One such option is having mvapich pass messages over both rails in an alternating manner over all message sizes.  Setting MV2_SM_SCHEDULING=ROUND_ROBIN does this, and the results look great:


This knob, which I suspect to have an effect similar to effectively doubling the HCA buffers, brings the bandwidth of our dual-rail QDR fabric to a point where it surpasses FDR over all message sizes.  The bandwidth does drop in the latency-bound domain, suggesting that distributing small messages across multiple HCAs does induce extra latency:


Still, our low-end latency remains lower than FDR yet we surpass the bandwidth limits of FDR at large messages.  So what's the catch?

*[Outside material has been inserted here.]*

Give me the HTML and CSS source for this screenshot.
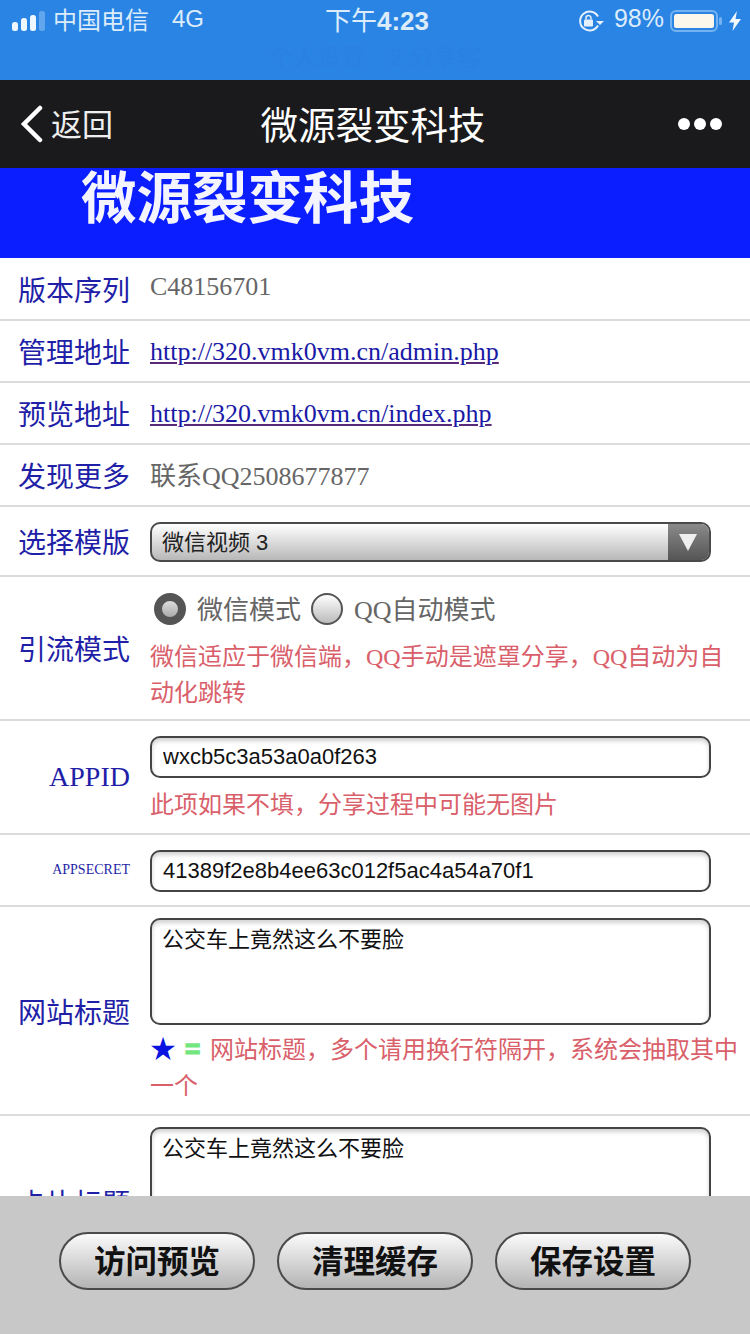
FILE: index.html
```html
<!DOCTYPE html>
<html lang="zh-CN">
<head>
    <meta charset="UTF-8">
    <meta name="viewport" content="width=device-width, initial-scale=1.0">
    <title>微源裂变科技</title>
    <link rel="stylesheet" href="styles.css">
</head>
<body>
    <div class="status-bar">
        <div class="status-row">
            <div class="status-left">
                <svg class="signal" width="33" height="20" viewBox="0 0 33 20">
                    <rect x="0" y="11" width="6" height="9" rx="2.500" fill="#eef6fe"/>
                    <rect x="9" y="7" width="6" height="13" rx="2.500" fill="#eef6fe"/>
                    <rect x="18" y="4" width="6" height="16" rx="2.500" fill="#eef6fe"/>
                    <rect x="27" y="0" width="6" height="20" rx="2.500" fill="#62a6ee"/>
                </svg>
                <span class="carrier">中国电信</span>
                <span class="network">4G</span>
            </div>
            <div class="status-time">下午<b>4:23</b></div>
            <div class="status-right">
                <svg width="26" height="24" viewBox="0 0 26 24" fill="none">
                    <path d="M20 16.500a9.500 9.500 0 1 1 0-9" stroke="#e4f0fc" stroke-width="2"/>
                    <path d="M18 12h8l-4 4z" fill="#e4f0fc"/>
                    <rect x="6" y="10.500" width="9" height="7" rx="1" fill="#e4f0fc"/>
                    <path d="M8 10.500V9a2.500 2.500 0 0 1 5 0v1.500" stroke="#e4f0fc" stroke-width="1.500"/>
                </svg>
                <span class="battery-text">98%</span>
                <svg width="53" height="22" viewBox="0 0 53 22">
                    <rect x="1" y="1" width="46" height="20" rx="5" fill="none" stroke="#74b2f2" stroke-width="2"/>
                    <rect x="4" y="4" width="40" height="14" rx="2.500" fill="#fdf6ea"/>
                    <rect x="49" y="7" width="3" height="8" rx="1.500" fill="#74b2f2"/>
                </svg>
                <svg class="bolt" width="12" height="20" viewBox="0 0 12 20">
                    <path d="M8 0L0 11.500h5L3.500 20 12 8H6.500z" fill="#f2f8fe"/>
                </svg>
            </div>
        </div>
        <div class="status-ghost">个人设置　2 分享客</div>
    </div>

    <div class="nav-bar">
        <div class="nav-back">
            <svg width="24" height="38" viewBox="0 0 24 38" fill="none">
                <path d="M20 3L4 19l16 16" stroke="#fff" stroke-width="4.500" stroke-linecap="round"/>
            </svg>
            <span>返回</span>
        </div>
        <div class="nav-title">微源裂变科技</div>
        <div class="nav-more"><i></i><i></i><i></i></div>
    </div>

    <div class="banner">微源裂变科技</div>

    <div class="form-list">
        <div class="row row-text row-version">
            <div class="row-label">版本序列</div>
            <div class="row-value">C48156701</div>
        </div>
        <div class="row row-text">
            <div class="row-label">管理地址</div>
            <div class="row-value"><a href="#">http://320.vmk0vm.cn/admin.php</a></div>
        </div>
        <div class="row row-text">
            <div class="row-label">预览地址</div>
            <div class="row-value"><a href="#">http://320.vmk0vm.cn/index.php</a></div>
        </div>
        <div class="row row-text row-more">
            <div class="row-label">发现更多</div>
            <div class="row-value">联系QQ2508677877</div>
        </div>
        <div class="row row-select">
            <div class="row-label">选择模版</div>
            <div class="row-value">
                <div class="select-box">
                    <span>微信视频 3</span>
                    <div class="select-arrow"></div>
                </div>
            </div>
        </div>
        <div class="row row-mode">
            <div class="row-label">引流模式</div>
            <div class="row-value">
                <div class="radio-line">
                    <span class="radio checked"></span><span>微信模式</span>
                    <span class="radio"></span><span>QQ自动模式</span>
                </div>
                <div class="note">微信适应于微信端，QQ手动是遮罩分享，QQ自动为自动化跳转</div>
            </div>
        </div>
        <div class="row row-appid">
            <div class="row-label label-latin">APPID</div>
            <div class="row-value">
                <input class="field" type="text" value="wxcb5c3a53a0a0f263">
                <div class="note">此项如果不填，分享过程中可能无图片</div>
            </div>
        </div>
        <div class="row row-secret">
            <div class="row-label label-small">APPSECRET</div>
            <div class="row-value">
                <input class="field" type="text" value="41389f2e8b4ee63c012f5ac4a54a70f1">
            </div>
        </div>
        <div class="row row-area">
            <div class="row-label">网站标题</div>
            <div class="row-value">
                <textarea class="field area">公交车上竟然这么不要脸</textarea>
                <div class="note"><span class="star">★</span><span class="equals">=</span>网站标题，多个请用换行符隔开，系统会抽取其中一个</div>
            </div>
        </div>
        <div class="row row-area row-last">
            <div class="row-label">卡片标题</div>
            <div class="row-value">
                <textarea class="field area">公交车上竟然这么不要脸</textarea>
            </div>
        </div>
    </div>

    <div class="bottom-bar">
        <button>访问预览</button>
        <button>清理缓存</button>
        <button>保存设置</button>
    </div>
</body>
</html>
```

FILE: styles.css
```css
* {
    margin: 0;
    padding: 0;
    box-sizing: border-box;
}

html, body {
    height: 1334px;
    overflow: hidden;
}

body {
    background: #fff;
    font-family: "Liberation Serif", "Noto Sans CJK SC", serif;
}

.status-bar {
    height: 80px;
    background: #2a84e4;
    color: #dcecfb;
    font-family: "Liberation Sans", "Noto Sans CJK SC", sans-serif;
}

.status-row {
    height: 40px;
    padding: 0 9px 0 12px;
    display: grid;
    grid-template-columns: 1fr auto 1fr;
    align-items: center;
    font-size: 24px;
}

.status-left, .status-right {
    display: flex;
    align-items: center;
}

.status-left span, .status-time, .battery-text {
    padding-bottom: 4px;
}

.status-right {
    justify-content: flex-end;
}

.carrier {
    margin-left: 8px;
}

.network {
    margin-left: 23px;
}

.status-time {
    font-size: 26px;
    margin-left: 1px;
}

.status-time b {
    font-weight: 700;
}

.battery-text {
    margin: 0 6px 0 10px;
    font-size: 25px;
}

.bolt {
    margin-left: 6px;
}

.status-ghost {
    text-align: center;
    font-size: 24px;
    line-height: 36px;
    color: #2a81e1;
}

.nav-bar {
    height: 88px;
    background: #1a1a1c;
    color: #fff;
    padding: 0 28px 0 20px;
    display: grid;
    grid-template-columns: 1fr auto 1fr;
    align-items: center;
    font-family: "Liberation Sans", "Noto Sans CJK SC", sans-serif;
}

.nav-back {
    display: flex;
    align-items: center;
    gap: 7px;
    font-size: 31px;
    color: #eee;
}

.nav-back span {
    padding-bottom: 4px;
}

.nav-title {
    font-size: 37.500px;
    padding-bottom: 4px;
    margin-left: 4px;
}

.nav-more {
    display: flex;
    justify-content: flex-end;
    gap: 4px;
}

.nav-more i {
    width: 12px;
    height: 12px;
    border-radius: 50%;
    background: #fff;
}

.banner {
    height: 90px;
    background: #0a1eff;
    color: #f4f4ff;
    padding-left: 81px;
    font-family: "Liberation Sans", "Noto Sans CJK SC", sans-serif;
    font-size: 55.500px;
    font-weight: 700;
    line-height: 62px;
}

.form-list {
    height: 938px;
    overflow: hidden;
}

.row {
    display: grid;
    grid-template-columns: 130px 1fr;
    column-gap: 20px;
    align-items: center;
    padding-right: 10px;
    border-bottom: 2px solid #dcdcdc;
}

.row-label {
    text-align: right;
    font-size: 28px;
    color: #1f1fa8;
}

.label-small {
    font-size: 14px;
}

.row-value {
    font-size: 26px;
    color: #666;
}

.row-value a {
    color: #1a1aa6;
    text-decoration-color: #5a2a7a;
}

.row-text {
    height: 62px;
}

.row-text .row-value {
    padding-top: 2px;
}

.row-version {
    height: 63px;
}

.row-version .row-value {
    padding: 0 0 4px;
}

.row-more .row-value {
    padding: 0 0 4px;
}

.row-select {
    height: 70px;
}

.row-mode {
    height: 144px;
}

.row-appid {
    height: 114px;
}

.row-secret {
    height: 72px;
}

.row-secret .field {
    margin-top: 2px;
}

.row-area {
    padding-top: 11px;
    padding-bottom: 10px;
}

.row-last {
    align-items: start;
    height: 173px;
}

.row-last .row-label {
    padding-top: 55px;
}

.select-box {
    width: 561px;
    height: 40px;
    margin-top: 2px;
    border: 2px solid #4a4a4a;
    border-radius: 10px;
    overflow: hidden;
    display: flex;
    align-items: center;
    justify-content: space-between;
    background: linear-gradient(#fff, #b8b8b8);
    padding-left: 10px;
    font-family: "Liberation Sans", "Noto Sans CJK SC", sans-serif;
    font-size: 22px;
    color: #222;
}

.select-box span {
    padding-bottom: 4px;
}

.select-arrow {
    width: 41px;
    height: 100%;
    background: linear-gradient(#8a8a8a, #555);
    position: relative;
}

.select-arrow::after {
    content: "";
    position: absolute;
    left: 11px;
    top: 10px;
    border-left: 9px solid transparent;
    border-right: 9px solid transparent;
    border-top: 17px solid #eee;
}

.radio-line {
    display: flex;
    align-items: center;
    font-size: 26px;
    color: #666;
    height: 36px;
    margin: 4px 0 14px;
}

.radio {
    width: 32px;
    height: 32px;
    flex: none;
    border-radius: 50%;
    border: 2px solid #555;
    background: linear-gradient(#fff, #bbb);
    margin: 3px 11px 0 4px;
}

.radio:nth-child(3) {
    margin-left: 10px;
}

.radio.checked {
    border: 8px solid #555;
    background: linear-gradient(#ddd, #aaa);
}

.note {
    font-size: 24px;
    line-height: 36px;
    color: #d9606a;
}

.field {
    display: block;
    width: 561px;
    height: 42px;
    border: 2px solid #444;
    border-radius: 10px;
    padding: 0 11px;
    background: #fff;
    box-shadow: inset 0 3px 4px rgba(0, 0, 0, 0.18);
    font-family: "Liberation Sans", "Noto Sans CJK SC", sans-serif;
    font-size: 22px;
    color: #111;
    outline: none;
}

.row-appid .field {
    margin: 4px 0 9px;
}

.area {
    height: 107px;
    padding: 6px 10px;
    resize: none;
    line-height: 28px;
}

.row-area .note {
    margin-top: 7px;
}

.star {
    display: inline-block;
    width: 26px;
    margin-right: 9px;
    line-height: 1;
    font-size: 26px;
    color: #0a14e0;
}

.equals {
    display: inline-block;
    width: 16px;
    margin-right: 9px;
    line-height: 1;
    font-family: "Liberation Sans", sans-serif;
    font-size: 26px;
    font-weight: 700;
    color: #74e680;
    -webkit-text-stroke: 1.500px #74e680;
}

.bottom-bar {
    height: 138px;
    background: #c8c8c8;
    display: flex;
    justify-content: center;
    align-items: center;
    gap: 22px;
    padding-bottom: 8px;
}

.bottom-bar button {
    width: 196px;
    height: 58px;
    padding-bottom: 4px;
    border: 2px solid #4a4a4a;
    border-radius: 29px;
    background: linear-gradient(#fafafa, #b4b4b4);
    font-family: "Liberation Sans", "Noto Sans CJK SC", sans-serif;
    font-size: 31.500px;
    font-weight: 700;
    color: #111;
}
```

The bidirectional bandwidth in QDR suffers right around the area where the messaging protocol switches from eager to rendezvous at 12K.  Alternating messages over both rails does mitigate this effect, but as with above, it does introduce additional latency which adversely affects the maximum bandwidth available to MPI.

Corollary

While FDR provides an evolutionary step in the bandwidth available to MPI from the IB layer, it is not the unambiguous best choice for application performance.  Despite being four years old now, QDR Infiniband has not entirely been blown out of the water by FDR, and dual-rail QDR has the hallmarks of an alternative to FDR in terms of both latency and bandwidth profiles.  While direct cost comparisons are difficult to make on account of vendor pricing structures, FDR is not really all that and a bag of chips.  A good MPI stack and a little tuning makes dual-rail QDR quite competitive.

This also presents a promising way to breathe extra life into a lab-scale cluster with empty ports on its Infiniband switch.  The cost of adding new QDR HCAs is not huge, so a smaller cluster with empty ports can be inexpensively "upgraded" to FDR-like performance without having to invest in a completely new switch.

As a final note, you will need an MPI stack that supports multi-rail Infiniband.  mvapich and OpenMPI both support it, but OpenMPI's implementation seems to be focused on fault tolerance over performance, and it shows much more variable performance.